• **DIRECTION**
Return the whole listing, line for line, without the pictures in it.

• **AVAILABLE DATA**
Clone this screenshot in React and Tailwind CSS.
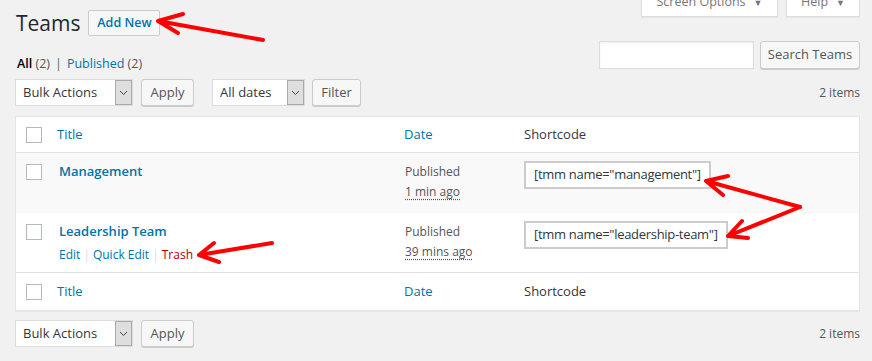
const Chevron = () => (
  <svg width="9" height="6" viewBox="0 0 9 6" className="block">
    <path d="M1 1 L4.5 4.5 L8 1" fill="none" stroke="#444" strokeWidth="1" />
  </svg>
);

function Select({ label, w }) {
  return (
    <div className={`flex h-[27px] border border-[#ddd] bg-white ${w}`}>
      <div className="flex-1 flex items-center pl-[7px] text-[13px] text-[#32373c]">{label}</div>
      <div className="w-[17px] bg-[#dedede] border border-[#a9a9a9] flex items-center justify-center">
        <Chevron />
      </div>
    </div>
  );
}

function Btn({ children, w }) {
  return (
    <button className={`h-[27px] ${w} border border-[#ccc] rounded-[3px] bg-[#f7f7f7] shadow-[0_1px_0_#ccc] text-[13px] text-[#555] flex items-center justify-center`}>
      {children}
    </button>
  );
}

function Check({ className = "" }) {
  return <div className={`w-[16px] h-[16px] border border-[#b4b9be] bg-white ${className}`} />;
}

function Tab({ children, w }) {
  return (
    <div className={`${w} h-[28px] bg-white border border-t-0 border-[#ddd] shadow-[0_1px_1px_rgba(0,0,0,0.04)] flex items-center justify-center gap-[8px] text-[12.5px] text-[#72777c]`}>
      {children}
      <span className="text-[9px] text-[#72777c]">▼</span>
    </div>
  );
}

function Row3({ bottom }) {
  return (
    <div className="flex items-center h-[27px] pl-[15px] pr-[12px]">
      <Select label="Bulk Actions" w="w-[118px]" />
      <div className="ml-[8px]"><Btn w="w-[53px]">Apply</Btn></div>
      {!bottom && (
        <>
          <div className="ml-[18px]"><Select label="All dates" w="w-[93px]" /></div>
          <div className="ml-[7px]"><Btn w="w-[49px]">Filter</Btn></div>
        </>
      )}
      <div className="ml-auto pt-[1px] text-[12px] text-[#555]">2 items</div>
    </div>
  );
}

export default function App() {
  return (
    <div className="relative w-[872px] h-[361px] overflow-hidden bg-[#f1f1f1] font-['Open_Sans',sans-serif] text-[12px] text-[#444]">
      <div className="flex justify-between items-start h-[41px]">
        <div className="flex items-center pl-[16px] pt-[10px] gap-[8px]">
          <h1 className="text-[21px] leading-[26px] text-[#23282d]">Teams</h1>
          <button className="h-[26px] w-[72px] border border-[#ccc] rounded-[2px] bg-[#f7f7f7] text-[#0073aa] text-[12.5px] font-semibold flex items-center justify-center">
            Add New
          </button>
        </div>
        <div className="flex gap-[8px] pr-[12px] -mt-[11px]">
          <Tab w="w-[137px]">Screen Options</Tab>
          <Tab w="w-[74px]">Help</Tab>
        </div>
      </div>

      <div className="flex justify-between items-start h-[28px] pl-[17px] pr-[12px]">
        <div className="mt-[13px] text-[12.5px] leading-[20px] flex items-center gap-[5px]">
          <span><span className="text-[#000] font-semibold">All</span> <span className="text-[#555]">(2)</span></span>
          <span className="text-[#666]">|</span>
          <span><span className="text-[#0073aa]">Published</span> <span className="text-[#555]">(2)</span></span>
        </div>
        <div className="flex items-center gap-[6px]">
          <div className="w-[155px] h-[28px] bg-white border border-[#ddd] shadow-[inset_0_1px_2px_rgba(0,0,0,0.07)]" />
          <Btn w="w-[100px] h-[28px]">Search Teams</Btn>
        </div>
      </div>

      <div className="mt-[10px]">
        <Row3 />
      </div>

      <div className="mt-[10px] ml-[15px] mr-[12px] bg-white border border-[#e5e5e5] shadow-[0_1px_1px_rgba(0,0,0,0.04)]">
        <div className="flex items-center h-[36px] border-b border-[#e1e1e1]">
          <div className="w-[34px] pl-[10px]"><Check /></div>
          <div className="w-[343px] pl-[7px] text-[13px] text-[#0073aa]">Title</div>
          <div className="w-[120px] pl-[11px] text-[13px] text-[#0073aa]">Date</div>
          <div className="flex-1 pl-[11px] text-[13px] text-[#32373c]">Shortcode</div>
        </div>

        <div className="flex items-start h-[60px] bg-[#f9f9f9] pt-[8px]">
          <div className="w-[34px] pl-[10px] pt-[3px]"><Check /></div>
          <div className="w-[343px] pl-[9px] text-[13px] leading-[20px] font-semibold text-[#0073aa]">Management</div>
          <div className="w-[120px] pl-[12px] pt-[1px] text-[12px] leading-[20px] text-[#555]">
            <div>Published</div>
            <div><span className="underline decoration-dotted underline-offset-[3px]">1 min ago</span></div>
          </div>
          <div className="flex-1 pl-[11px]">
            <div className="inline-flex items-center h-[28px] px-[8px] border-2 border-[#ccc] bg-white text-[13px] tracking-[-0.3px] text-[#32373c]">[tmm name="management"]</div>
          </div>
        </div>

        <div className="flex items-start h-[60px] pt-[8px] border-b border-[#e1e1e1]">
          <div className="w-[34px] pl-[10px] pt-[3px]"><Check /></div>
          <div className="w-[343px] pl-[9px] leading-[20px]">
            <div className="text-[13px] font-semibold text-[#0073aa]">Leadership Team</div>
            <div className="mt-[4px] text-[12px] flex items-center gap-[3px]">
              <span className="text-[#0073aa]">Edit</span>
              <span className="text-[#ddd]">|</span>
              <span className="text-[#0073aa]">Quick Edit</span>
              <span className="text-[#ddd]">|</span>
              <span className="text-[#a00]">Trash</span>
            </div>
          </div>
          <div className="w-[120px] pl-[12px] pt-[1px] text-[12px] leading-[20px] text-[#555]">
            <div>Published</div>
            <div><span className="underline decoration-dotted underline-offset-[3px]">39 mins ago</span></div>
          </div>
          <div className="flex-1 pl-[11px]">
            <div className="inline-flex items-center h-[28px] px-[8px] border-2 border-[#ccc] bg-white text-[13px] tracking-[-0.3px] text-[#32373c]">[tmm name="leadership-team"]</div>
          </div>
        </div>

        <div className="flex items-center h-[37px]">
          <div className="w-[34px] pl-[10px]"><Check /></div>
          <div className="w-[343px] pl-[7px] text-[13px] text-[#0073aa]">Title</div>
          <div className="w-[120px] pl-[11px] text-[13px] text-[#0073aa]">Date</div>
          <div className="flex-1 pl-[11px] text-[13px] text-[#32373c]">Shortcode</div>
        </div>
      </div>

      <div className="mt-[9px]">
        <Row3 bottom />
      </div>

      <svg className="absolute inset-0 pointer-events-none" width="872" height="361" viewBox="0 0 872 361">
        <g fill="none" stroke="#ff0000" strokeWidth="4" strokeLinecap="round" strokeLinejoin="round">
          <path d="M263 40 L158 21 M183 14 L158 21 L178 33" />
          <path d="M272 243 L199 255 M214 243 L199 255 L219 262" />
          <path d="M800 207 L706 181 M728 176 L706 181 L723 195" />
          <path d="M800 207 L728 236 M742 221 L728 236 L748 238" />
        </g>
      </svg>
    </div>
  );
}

• **TASK OUTPUT**
Clone this screenshot in React and Tailwind CSS.
const Chevron = () => (
  <svg width="9" height="6" viewBox="0 0 9 6" className="block">
    <path d="M1 1 L4.5 4.5 L8 1" fill="none" stroke="#444" strokeWidth="1" />
  </svg>
);

function Select({ label, w }) {
  return (
    <div className={`flex h-[27px] border border-[#ddd] bg-white ${w}`}>
      <div className="flex-1 flex items-center pl-[7px] text-[13px] text-[#32373c]">{label}</div>
      <div className="w-[17px] bg-[#dedede] border border-[#a9a9a9] flex items-center justify-center">
        <Chevron />
      </div>
    </div>
  );
}

function Btn({ children, w }) {
  return (
    <button className={`h-[27px] ${w} border border-[#ccc] rounded-[3px] bg-[#f7f7f7] shadow-[0_1px_0_#ccc] text-[13px] text-[#555] flex items-center justify-center`}>
      {children}
    </button>
  );
}

function Check({ className = "" }) {
  return <div className={`w-[16px] h-[16px] border border-[#b4b9be] bg-white ${className}`} />;
}

function Tab({ children, w }) {
  return (
    <div className={`${w} h-[28px] bg-white border border-t-0 border-[#ddd] shadow-[0_1px_1px_rgba(0,0,0,0.04)] flex items-center justify-center gap-[8px] text-[12.5px] text-[#72777c]`}>
      {children}
      <span className="text-[9px] text-[#72777c]">▼</span>
    </div>
  );
}

function Row3({ bottom }) {
  return (
    <div className="flex items-center h-[27px] pl-[15px] pr-[12px]">
      <Select label="Bulk Actions" w="w-[118px]" />
      <div className="ml-[8px]"><Btn w="w-[53px]">Apply</Btn></div>
      {!bottom && (
        <>
          <div className="ml-[18px]"><Select label="All dates" w="w-[93px]" /></div>
          <div className="ml-[7px]"><Btn w="w-[49px]">Filter</Btn></div>
        </>
      )}
      <div className="ml-auto pt-[1px] text-[12px] text-[#555]">2 items</div>
    </div>
  );
}

export default function App() {
  return (
    <div className="relative w-[872px] h-[361px] overflow-hidden bg-[#f1f1f1] font-['Open_Sans',sans-serif] text-[12px] text-[#444]">
      <div className="flex justify-between items-start h-[41px]">
        <div className="flex items-center pl-[16px] pt-[10px] gap-[8px]">
          <h1 className="text-[21px] leading-[26px] text-[#23282d]">Teams</h1>
          <button className="h-[26px] w-[72px] border border-[#ccc] rounded-[2px] bg-[#f7f7f7] text-[#0073aa] text-[12.5px] font-semibold flex items-center justify-center">
            Add New
          </button>
        </div>
        <div className="flex gap-[8px] pr-[12px] -mt-[11px]">
          <Tab w="w-[137px]">Screen Options</Tab>
          <Tab w="w-[74px]">Help</Tab>
        </div>
      </div>

      <div className="flex justify-between items-start h-[28px] pl-[17px] pr-[12px]">
        <div className="mt-[13px] text-[12.5px] leading-[20px] flex items-center gap-[5px]">
          <span><span className="text-[#000] font-semibold">All</span> <span className="text-[#555]">(2)</span></span>
          <span className="text-[#666]">|</span>
          <span><span className="text-[#0073aa]">Published</span> <span className="text-[#555]">(2)</span></span>
        </div>
        <div className="flex items-center gap-[6px]">
          <div className="w-[155px] h-[28px] bg-white border border-[#ddd] shadow-[inset_0_1px_2px_rgba(0,0,0,0.07)]" />
          <Btn w="w-[100px] h-[28px]">Search Teams</Btn>
        </div>
      </div>

      <div className="mt-[10px]">
        <Row3 />
      </div>

      <div className="mt-[10px] ml-[15px] mr-[12px] bg-white border border-[#e5e5e5] shadow-[0_1px_1px_rgba(0,0,0,0.04)]">
        <div className="flex items-center h-[36px] border-b border-[#e1e1e1]">
          <div className="w-[34px] pl-[10px]"><Check /></div>
          <div className="w-[343px] pl-[7px] text-[13px] text-[#0073aa]">Title</div>
          <div className="w-[120px] pl-[11px] text-[13px] text-[#0073aa]">Date</div>
          <div className="flex-1 pl-[11px] text-[13px] text-[#32373c]">Shortcode</div>
        </div>

        <div className="flex items-start h-[60px] bg-[#f9f9f9] pt-[8px]">
          <div className="w-[34px] pl-[10px] pt-[3px]"><Check /></div>
          <div className="w-[343px] pl-[9px] text-[13px] leading-[20px] font-semibold text-[#0073aa]">Management</div>
          <div className="w-[120px] pl-[12px] pt-[1px] text-[12px] leading-[20px] text-[#555]">
            <div>Published</div>
            <div><span className="underline decoration-dotted underline-offset-[3px]">1 min ago</span></div>
          </div>
          <div className="flex-1 pl-[11px]">
            <div className="inline-flex items-center h-[28px] px-[8px] border-2 border-[#ccc] bg-white text-[13px] tracking-[-0.3px] text-[#32373c]">[tmm name="management"]</div>
          </div>
        </div>

        <div className="flex items-start h-[60px] pt-[8px] border-b border-[#e1e1e1]">
          <div className="w-[34px] pl-[10px] pt-[3px]"><Check /></div>
          <div className="w-[343px] pl-[9px] leading-[20px]">
            <div className="text-[13px] font-semibold text-[#0073aa]">Leadership Team</div>
            <div className="mt-[4px] text-[12px] flex items-center gap-[3px]">
              <span className="text-[#0073aa]">Edit</span>
              <span className="text-[#ddd]">|</span>
              <span className="text-[#0073aa]">Quick Edit</span>
              <span className="text-[#ddd]">|</span>
              <span className="text-[#a00]">Trash</span>
            </div>
          </div>
          <div className="w-[120px] pl-[12px] pt-[1px] text-[12px] leading-[20px] text-[#555]">
            <div>Published</div>
            <div><span className="underline decoration-dotted underline-offset-[3px]">39 mins ago</span></div>
          </div>
          <div className="flex-1 pl-[11px]">
            <div className="inline-flex items-center h-[28px] px-[8px] border-2 border-[#ccc] bg-white text-[13px] tracking-[-0.3px] text-[#32373c]">[tmm name="leadership-team"]</div>
          </div>
        </div>

        <div className="flex items-center h-[37px]">
          <div className="w-[34px] pl-[10px]"><Check /></div>
          <div className="w-[343px] pl-[7px] text-[13px] text-[#0073aa]">Title</div>
          <div className="w-[120px] pl-[11px] text-[13px] text-[#0073aa]">Date</div>
          <div className="flex-1 pl-[11px] text-[13px] text-[#32373c]">Shortcode</div>
        </div>
      </div>

      <div className="mt-[9px]">
        <Row3 bottom />
      </div>

      <svg className="absolute inset-0 pointer-events-none" width="872" height="361" viewBox="0 0 872 361">
        <g fill="none" stroke="#ff0000" strokeWidth="4" strokeLinecap="round" strokeLinejoin="round">
          <path d="M263 40 L158 21 M183 14 L158 21 L178 33" />
          <path d="M272 243 L199 255 M214 243 L199 255 L219 262" />
          <path d="M800 207 L706 181 M728 176 L706 181 L723 195" />
          <path d="M800 207 L728 236 M742 221 L728 236 L748 238" />
        </g>
      </svg>
    </div>
  );
}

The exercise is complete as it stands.